The Gloria Cavanaugh Award for Excellence in Training and Education

The Gloria Cavanaugh Award for Excellence in Training and Education is presented to an individual or program that exemplifies continued excellence in training and education in the field of aging. Nominees must be current ASA members. Nominees should have made significant and long-term contributions to the field, and create visibility for exemplary training and educational efforts.

The winner will be featured in the Aging in America Conference program book, in Aging Today and AgeBlog, and on this page.

To be considered, nominees will be evaluated on:

  1. Significant and long-term contributions to the field;
  2. Development of relevant, culturally appropriate and comprehensive programs;
  3. Creativity and innovation in training methods, as well as use of technology;
  4. Evaluation methods to ensure efficacy;
  5. Outreach to underserved populations;
  6. Responsiveness to continuing education needs of providers.

The nomination site for the 2019 Award is closed. Please bookmark this page and revisit it in June.

2018 Gloria Cavanaugh Award for Excellence in Training and Education Winner

National Resource Center on Asian American and Pacific Islander (AAPI) Aging

The 2018 Gloria Cavanaugh Award for Excellence in Training and Education was given to a program of the National Asian Pacific Center on Aging (NAPCA), the National Resource Center on AAPI (Asian American and Pacific Islander) Aging in Seattle, Washington. The Resource Center ensures current, culturally appropriate and comprehensive technical assistance and training and education by collaborating with organizations in the aging sector that specialize in family caregiving, elder justice, Alzheimer’s disease and related dementias and long-term services and supports (LTSS). All the program elements reflect a high degree of cultural and linguistic fidelity.
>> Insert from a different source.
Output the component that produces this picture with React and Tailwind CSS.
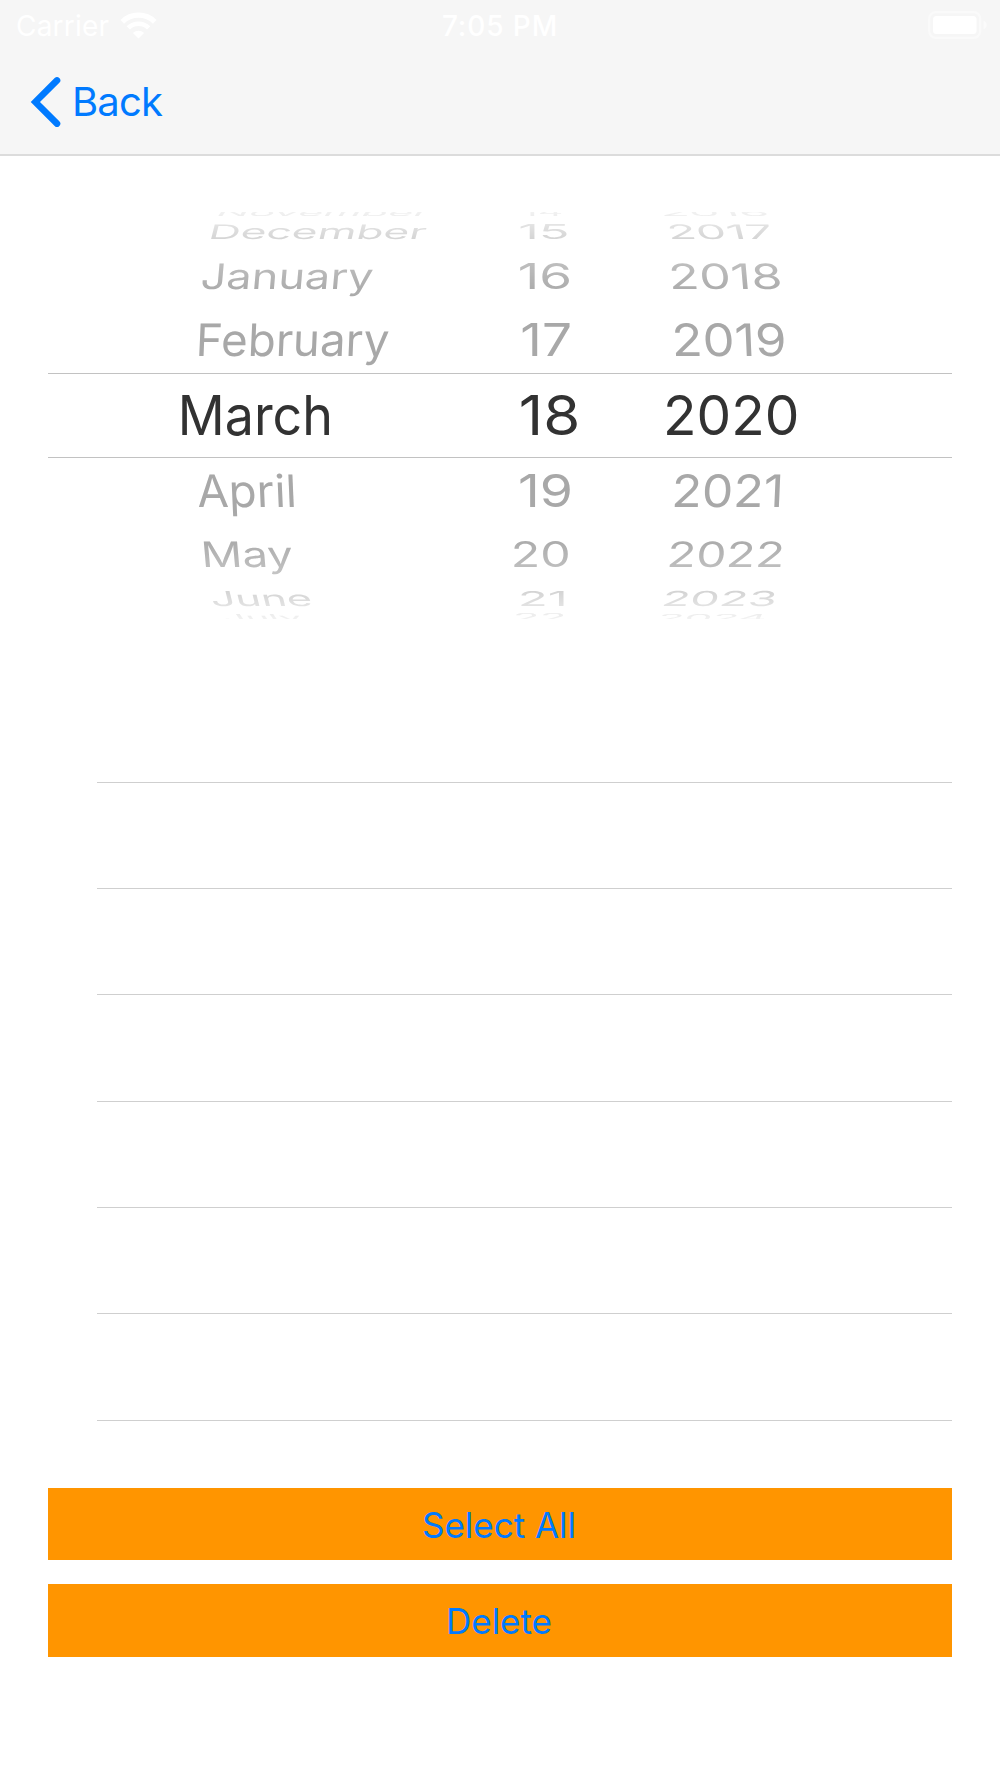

The Resource Center partnered with the Alzheimer’s Association to develop and disseminate the Toolkit for Providers: Serving Asian American and Pacific Islander Families with Dementia, which provides an overview of Alzheimer’s disease in AAPI communities, and includes a list of available training and education programs to help service providers provide culturally and linguistically appropriate LTSS.
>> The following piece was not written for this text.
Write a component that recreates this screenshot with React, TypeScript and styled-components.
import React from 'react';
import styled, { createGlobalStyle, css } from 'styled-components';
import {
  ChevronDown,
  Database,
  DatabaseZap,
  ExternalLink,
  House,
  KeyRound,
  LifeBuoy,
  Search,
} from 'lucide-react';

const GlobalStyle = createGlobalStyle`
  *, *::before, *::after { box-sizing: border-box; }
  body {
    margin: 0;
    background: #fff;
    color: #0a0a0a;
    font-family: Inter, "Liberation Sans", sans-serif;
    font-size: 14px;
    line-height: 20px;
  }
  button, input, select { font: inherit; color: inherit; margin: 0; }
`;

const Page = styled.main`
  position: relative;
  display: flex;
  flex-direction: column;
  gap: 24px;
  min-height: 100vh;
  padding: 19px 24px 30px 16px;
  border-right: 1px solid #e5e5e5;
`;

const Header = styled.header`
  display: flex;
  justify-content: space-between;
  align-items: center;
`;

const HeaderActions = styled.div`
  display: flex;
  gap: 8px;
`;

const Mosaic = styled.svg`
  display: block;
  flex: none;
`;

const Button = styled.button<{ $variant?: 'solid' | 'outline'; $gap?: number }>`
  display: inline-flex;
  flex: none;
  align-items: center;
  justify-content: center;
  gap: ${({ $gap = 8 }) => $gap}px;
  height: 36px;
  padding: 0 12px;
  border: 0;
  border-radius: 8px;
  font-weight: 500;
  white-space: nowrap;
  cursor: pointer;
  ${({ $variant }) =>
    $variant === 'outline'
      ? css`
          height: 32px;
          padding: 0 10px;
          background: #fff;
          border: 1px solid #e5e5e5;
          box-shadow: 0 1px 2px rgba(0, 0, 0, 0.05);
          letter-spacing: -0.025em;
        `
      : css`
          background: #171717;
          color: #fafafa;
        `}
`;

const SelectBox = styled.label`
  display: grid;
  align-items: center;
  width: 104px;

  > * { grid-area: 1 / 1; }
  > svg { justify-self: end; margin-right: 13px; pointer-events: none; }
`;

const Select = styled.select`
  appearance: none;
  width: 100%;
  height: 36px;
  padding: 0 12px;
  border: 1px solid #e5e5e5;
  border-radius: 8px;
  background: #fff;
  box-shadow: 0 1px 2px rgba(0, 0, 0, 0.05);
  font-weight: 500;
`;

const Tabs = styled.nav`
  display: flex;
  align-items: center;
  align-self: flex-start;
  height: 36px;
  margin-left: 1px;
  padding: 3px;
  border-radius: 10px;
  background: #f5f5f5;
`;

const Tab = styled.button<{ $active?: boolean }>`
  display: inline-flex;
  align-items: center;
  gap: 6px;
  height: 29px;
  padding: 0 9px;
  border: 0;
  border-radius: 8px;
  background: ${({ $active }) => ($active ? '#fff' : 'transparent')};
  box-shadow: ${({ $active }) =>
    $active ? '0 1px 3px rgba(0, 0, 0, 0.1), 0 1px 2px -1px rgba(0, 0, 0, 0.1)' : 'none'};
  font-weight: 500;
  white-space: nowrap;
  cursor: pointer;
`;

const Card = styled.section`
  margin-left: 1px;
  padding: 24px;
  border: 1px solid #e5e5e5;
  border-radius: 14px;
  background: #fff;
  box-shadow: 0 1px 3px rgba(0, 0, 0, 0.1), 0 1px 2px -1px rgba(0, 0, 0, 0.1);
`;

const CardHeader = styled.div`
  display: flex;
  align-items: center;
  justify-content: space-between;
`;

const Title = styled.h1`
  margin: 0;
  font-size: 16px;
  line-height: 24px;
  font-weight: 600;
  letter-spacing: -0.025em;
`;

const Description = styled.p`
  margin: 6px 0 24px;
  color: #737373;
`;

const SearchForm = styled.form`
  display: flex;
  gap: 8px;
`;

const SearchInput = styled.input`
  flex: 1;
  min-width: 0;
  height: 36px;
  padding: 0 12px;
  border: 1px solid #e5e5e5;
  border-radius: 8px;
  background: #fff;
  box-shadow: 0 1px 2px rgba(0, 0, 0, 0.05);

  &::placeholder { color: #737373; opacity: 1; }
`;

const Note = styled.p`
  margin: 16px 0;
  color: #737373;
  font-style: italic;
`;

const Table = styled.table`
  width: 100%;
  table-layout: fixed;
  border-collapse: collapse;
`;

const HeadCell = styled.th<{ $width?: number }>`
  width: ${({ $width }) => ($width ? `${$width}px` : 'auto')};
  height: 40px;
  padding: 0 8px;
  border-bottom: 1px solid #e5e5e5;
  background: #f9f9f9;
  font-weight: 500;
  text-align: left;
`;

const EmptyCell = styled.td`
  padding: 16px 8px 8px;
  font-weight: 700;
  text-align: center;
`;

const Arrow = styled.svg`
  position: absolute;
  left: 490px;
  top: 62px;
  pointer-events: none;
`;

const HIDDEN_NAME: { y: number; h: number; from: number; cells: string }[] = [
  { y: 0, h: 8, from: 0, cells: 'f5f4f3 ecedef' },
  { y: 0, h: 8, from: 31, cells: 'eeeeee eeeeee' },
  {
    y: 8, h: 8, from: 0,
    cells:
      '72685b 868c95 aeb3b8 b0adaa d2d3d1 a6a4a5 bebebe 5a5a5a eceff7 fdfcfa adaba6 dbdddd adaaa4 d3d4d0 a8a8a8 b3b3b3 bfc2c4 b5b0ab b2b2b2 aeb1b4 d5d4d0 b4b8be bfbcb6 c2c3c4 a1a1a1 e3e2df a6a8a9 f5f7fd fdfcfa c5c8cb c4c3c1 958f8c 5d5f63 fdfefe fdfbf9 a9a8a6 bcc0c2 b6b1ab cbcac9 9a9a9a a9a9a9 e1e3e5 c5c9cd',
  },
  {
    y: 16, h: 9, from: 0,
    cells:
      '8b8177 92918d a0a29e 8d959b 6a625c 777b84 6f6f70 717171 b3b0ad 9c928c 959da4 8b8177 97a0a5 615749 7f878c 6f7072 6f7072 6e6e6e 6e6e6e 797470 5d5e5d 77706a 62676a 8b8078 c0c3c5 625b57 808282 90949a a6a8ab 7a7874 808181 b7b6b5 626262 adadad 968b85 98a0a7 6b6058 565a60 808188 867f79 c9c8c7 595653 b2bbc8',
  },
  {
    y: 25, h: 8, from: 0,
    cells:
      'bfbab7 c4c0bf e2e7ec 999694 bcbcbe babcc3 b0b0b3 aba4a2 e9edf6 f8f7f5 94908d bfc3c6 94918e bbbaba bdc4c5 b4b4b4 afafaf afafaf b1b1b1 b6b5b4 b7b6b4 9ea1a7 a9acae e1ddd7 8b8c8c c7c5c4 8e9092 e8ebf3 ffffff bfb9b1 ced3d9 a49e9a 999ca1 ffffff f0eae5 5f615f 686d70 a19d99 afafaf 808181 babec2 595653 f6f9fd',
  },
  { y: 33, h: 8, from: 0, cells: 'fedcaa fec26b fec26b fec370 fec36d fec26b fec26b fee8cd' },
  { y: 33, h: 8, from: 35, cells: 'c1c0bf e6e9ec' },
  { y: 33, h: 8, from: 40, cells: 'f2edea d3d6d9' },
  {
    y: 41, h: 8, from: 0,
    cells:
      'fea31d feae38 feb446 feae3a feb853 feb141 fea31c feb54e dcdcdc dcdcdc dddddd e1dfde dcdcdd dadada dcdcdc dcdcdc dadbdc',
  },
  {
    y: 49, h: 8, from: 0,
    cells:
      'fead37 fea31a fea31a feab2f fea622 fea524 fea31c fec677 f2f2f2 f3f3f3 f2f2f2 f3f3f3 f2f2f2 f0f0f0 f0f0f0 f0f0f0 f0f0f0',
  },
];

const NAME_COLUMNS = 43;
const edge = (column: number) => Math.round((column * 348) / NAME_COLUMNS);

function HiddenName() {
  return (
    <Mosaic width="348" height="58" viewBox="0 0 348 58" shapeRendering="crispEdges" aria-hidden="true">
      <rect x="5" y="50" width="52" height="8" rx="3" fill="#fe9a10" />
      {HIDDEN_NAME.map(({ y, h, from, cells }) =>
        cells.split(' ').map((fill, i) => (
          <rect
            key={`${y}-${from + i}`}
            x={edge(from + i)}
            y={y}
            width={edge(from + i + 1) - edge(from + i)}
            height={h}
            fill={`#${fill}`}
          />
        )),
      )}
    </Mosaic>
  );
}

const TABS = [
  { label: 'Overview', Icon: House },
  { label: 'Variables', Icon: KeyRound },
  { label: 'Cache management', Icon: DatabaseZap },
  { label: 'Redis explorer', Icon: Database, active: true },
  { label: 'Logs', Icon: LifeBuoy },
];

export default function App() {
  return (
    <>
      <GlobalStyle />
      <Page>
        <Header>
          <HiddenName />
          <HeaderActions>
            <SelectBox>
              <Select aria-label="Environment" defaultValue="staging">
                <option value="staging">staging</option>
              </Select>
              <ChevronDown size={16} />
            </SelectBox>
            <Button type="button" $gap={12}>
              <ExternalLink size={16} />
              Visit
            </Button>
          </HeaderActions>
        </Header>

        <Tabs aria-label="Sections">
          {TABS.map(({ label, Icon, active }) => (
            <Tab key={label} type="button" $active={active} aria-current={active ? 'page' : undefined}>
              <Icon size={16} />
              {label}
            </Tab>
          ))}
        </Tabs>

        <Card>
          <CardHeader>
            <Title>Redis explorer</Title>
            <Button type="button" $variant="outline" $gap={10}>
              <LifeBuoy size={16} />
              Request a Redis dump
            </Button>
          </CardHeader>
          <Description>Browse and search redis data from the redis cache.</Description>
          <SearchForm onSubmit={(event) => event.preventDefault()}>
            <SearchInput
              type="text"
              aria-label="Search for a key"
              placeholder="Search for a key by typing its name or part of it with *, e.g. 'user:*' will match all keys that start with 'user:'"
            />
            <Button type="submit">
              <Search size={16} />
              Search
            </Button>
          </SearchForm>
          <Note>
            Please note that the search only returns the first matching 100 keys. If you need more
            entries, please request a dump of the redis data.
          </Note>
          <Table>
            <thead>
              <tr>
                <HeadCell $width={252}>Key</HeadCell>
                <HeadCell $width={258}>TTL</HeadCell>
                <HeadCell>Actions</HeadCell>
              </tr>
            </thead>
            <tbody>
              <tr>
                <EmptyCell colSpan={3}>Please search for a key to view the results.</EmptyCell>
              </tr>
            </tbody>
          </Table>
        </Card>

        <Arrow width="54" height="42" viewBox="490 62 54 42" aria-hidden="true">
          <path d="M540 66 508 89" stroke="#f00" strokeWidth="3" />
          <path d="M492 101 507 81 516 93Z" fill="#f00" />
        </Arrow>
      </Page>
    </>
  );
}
Finally, the Resource Center developed and launched a comprehensive cultural competency course on AAPI aging with the National Association of States United for Aging and Disabilities. It also is filling gaps left by a dearth of human translators for the more than 50 subpopulations of AAPIs through use of technological systems that translate and provide access to listening education sessions. The Center seeks to elevate the voice of AAPI older adults and their families nationwide through multiple social media campaigns and many other training programs.